H & M succeeds against an Indian clothing line in a trademark battle at Delhi High Court
In a recent judgement dated 31st May 2018, the Swedish Fashion icon H & M wins a trademark battle against an Indian clothing chain. Justice Rajiv Sahai Endlaw passed an interim injunction against the Indian clothing chain which will begin from 9th July 2018.
The suit was filed on 2nd June 2016 by H & M Hennes & Mauritz AB, Sweden and H & M Hennes & Mauritz Retail Pvt. Ltd., New Delhi [ Plaintiff No. 1 & 2] against Defendants no.1 to 4, i.e., i) HM Megabrands Pvt. Ltd., ii) Mr. Arif Merchant, ii) Mr. Hamza Arif Merchant and iv) Mr. Hashim Arif Merchant for injunction restraining infringement/passing-off of the Plaintiff’s trademark H & M by using the trademark HM Mega Brands.
Plaintiff, H & M Hennes & Mauritz AB, Sweden, claimed that HM Megabrands Pvt. Ltd. is representing the alphabetical letters H and M in a form which resembles their artwork. It is further added that even the color combination used is same as of the plaintiff i.e. red and white.
The defendant/HM Megabrands Pvt. Ltd. contended that they chose H and M as it is initials of the owner, Mr. Hasim Merchant, and at the time of its inception, 2011, there was no brand presence of H&M in India.
Justice Endlaw applying the Test of Trademark Confusion held “Now applying the test, as to how a purchaser with an average mind of ordinary intelligence will look upon or react to the mark of the defendants and what association he will form by looking at it and in what respect he would connect the mark to the goods he was purchasing, the only answer is that a purchaser familiar with the plaintiffs and their brand H&M, seeing the brand HM of the defendants and seeing it described as a megabrand, is likely to associate the goods of the defendants as those of the plaintiffs. Anyone familiar with the mark “H&M‟ of the plaintiffs on seeing the mark “HM Megabrands‟ thus is unlikely to differentiate the defendants from the plaintiffs. The suffix “Megabrands‟ to the alphabetical letters “HM‟, rather than distinguishing, reinforces the impression in the mind of the consumer that the business of the defendants is the business of the plaintiffs which vis-a-vis the defendants at least was a megabrand on the date when the defendants commenced business.”

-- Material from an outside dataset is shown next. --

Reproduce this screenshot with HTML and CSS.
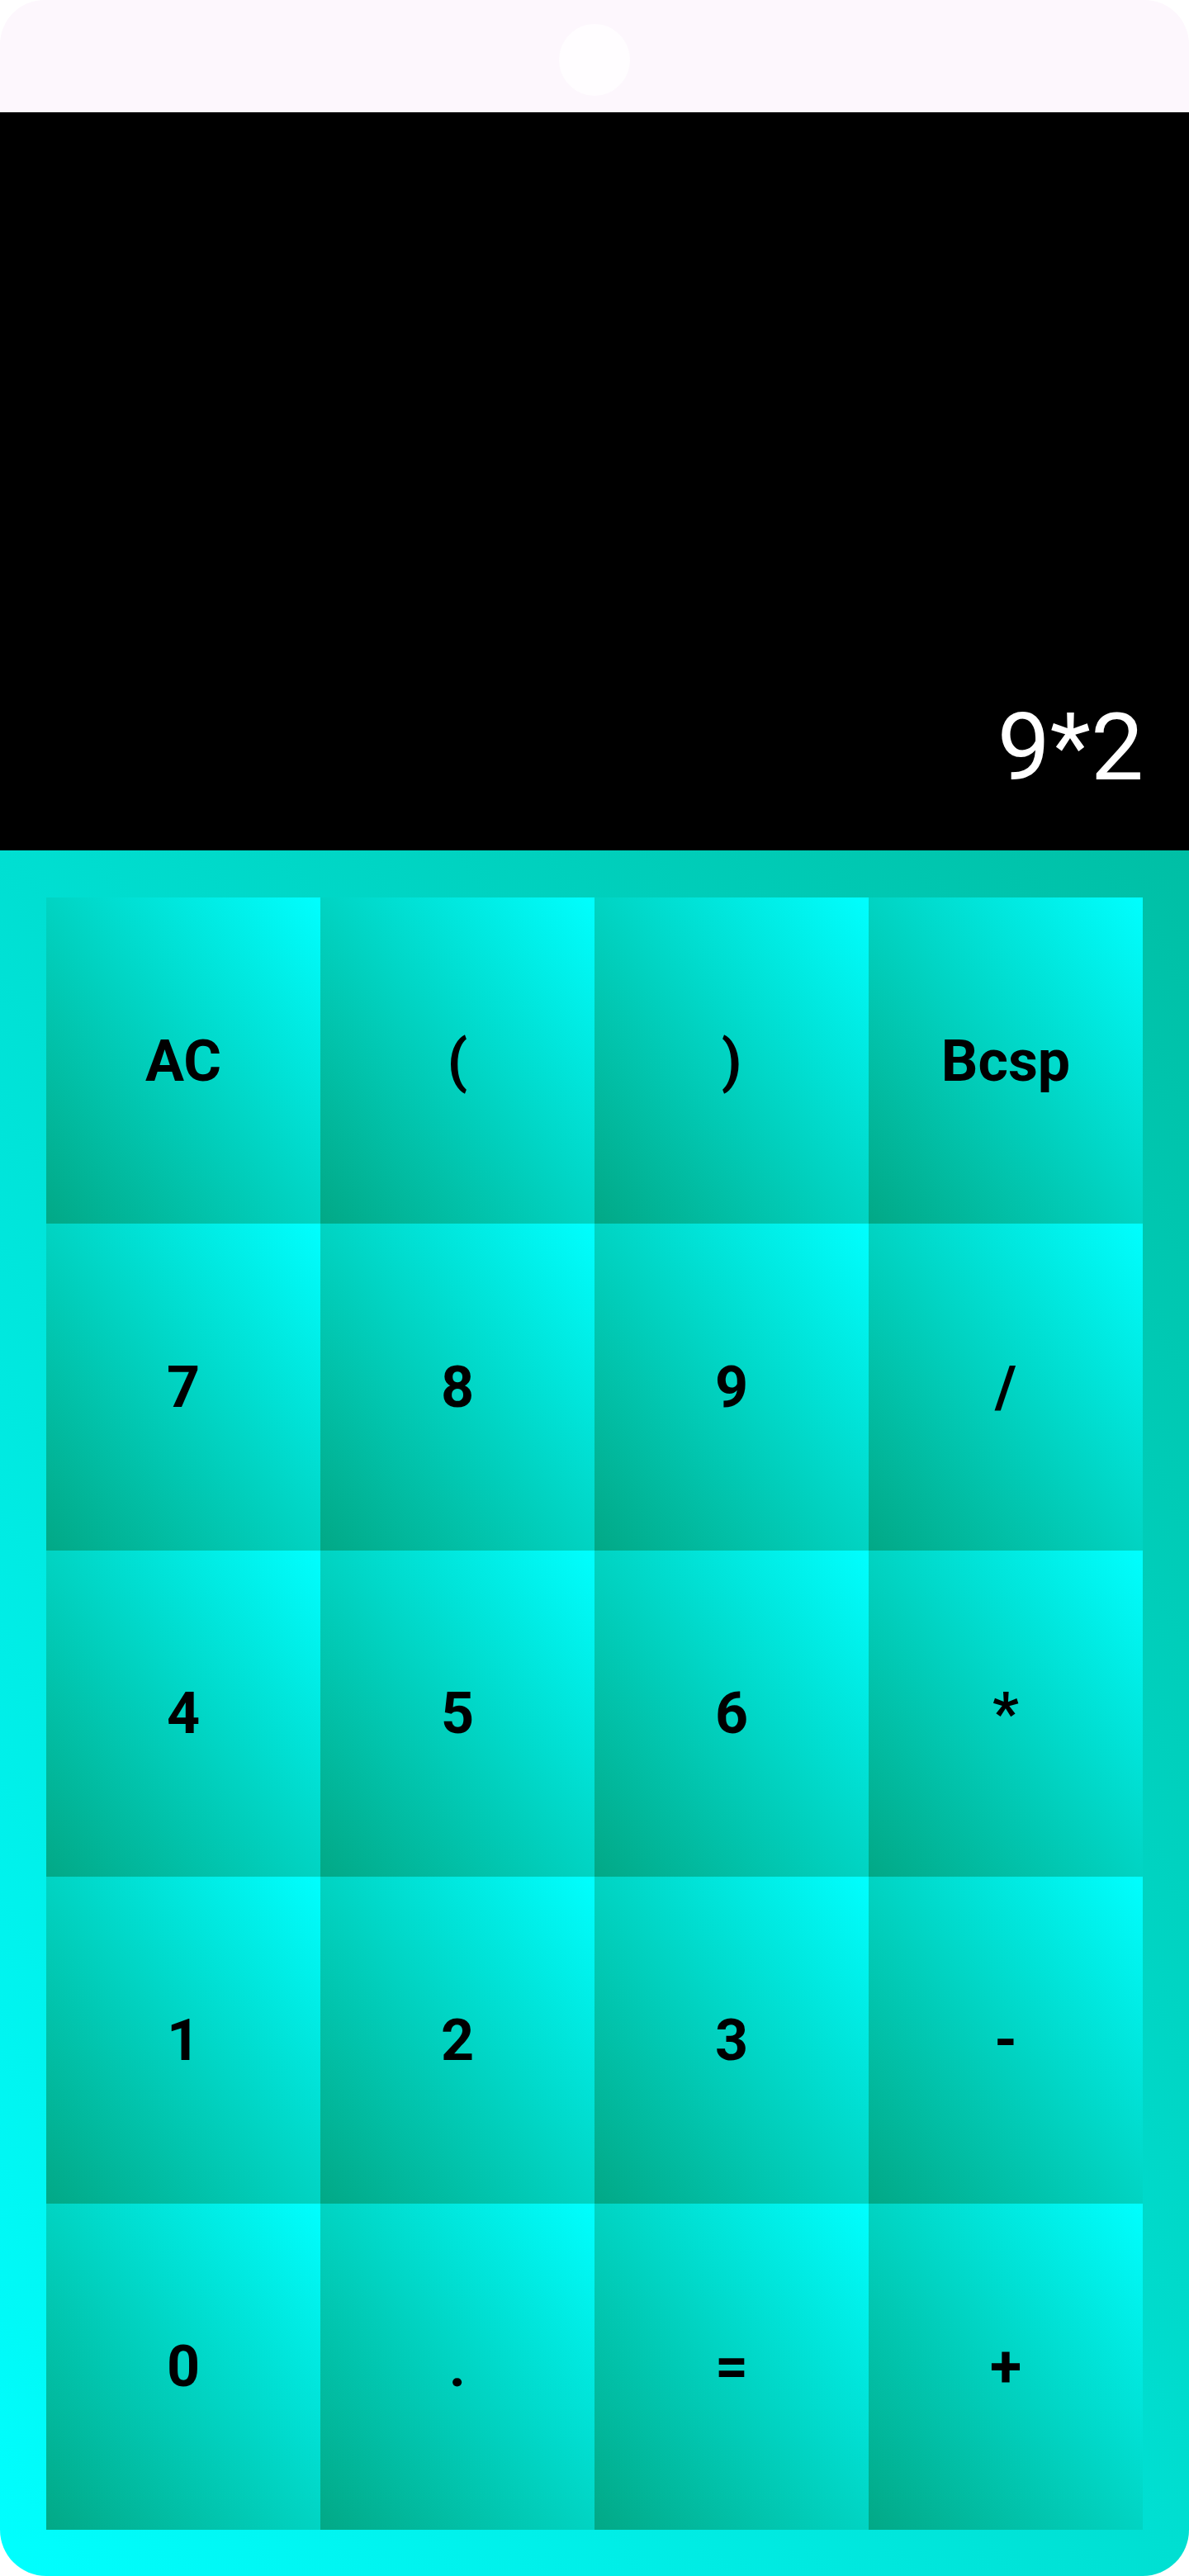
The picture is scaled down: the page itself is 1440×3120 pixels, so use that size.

With respect to generic nature it was held by the judge that “H&M‟ or “HM‟ however are not generic or publici juris to the trade or business for which they are being used by the plaintiffs and the defendants. The said alphabets are alien to the trade / business of clothing / garments /accessories and were applied thereto by the plaintiffs, admittedly much prior to the defendants, merely on account of being first alphabets of the originators of business of the plaintiffs.
The judge also agreed that although the Defendants had commenced their business since 2011 in India, the Plaintiffs were the prior user and the have established a case of infringement and passing off by the Defendants. And the injury and loss faced by the Swedish giant, if the Indian company continued using the impugned mark during the pendency of the suit was implicit. No order of keeping an account could compensate the Plaintiffs.
India is a fast-growing market for high-end luxury brands and through this judgement we can see how the reputation and goodwill of the fashion giant is kept intact without them losing their brand value. And also, not letting the other companies in the same industry to gain profits from their goodwill.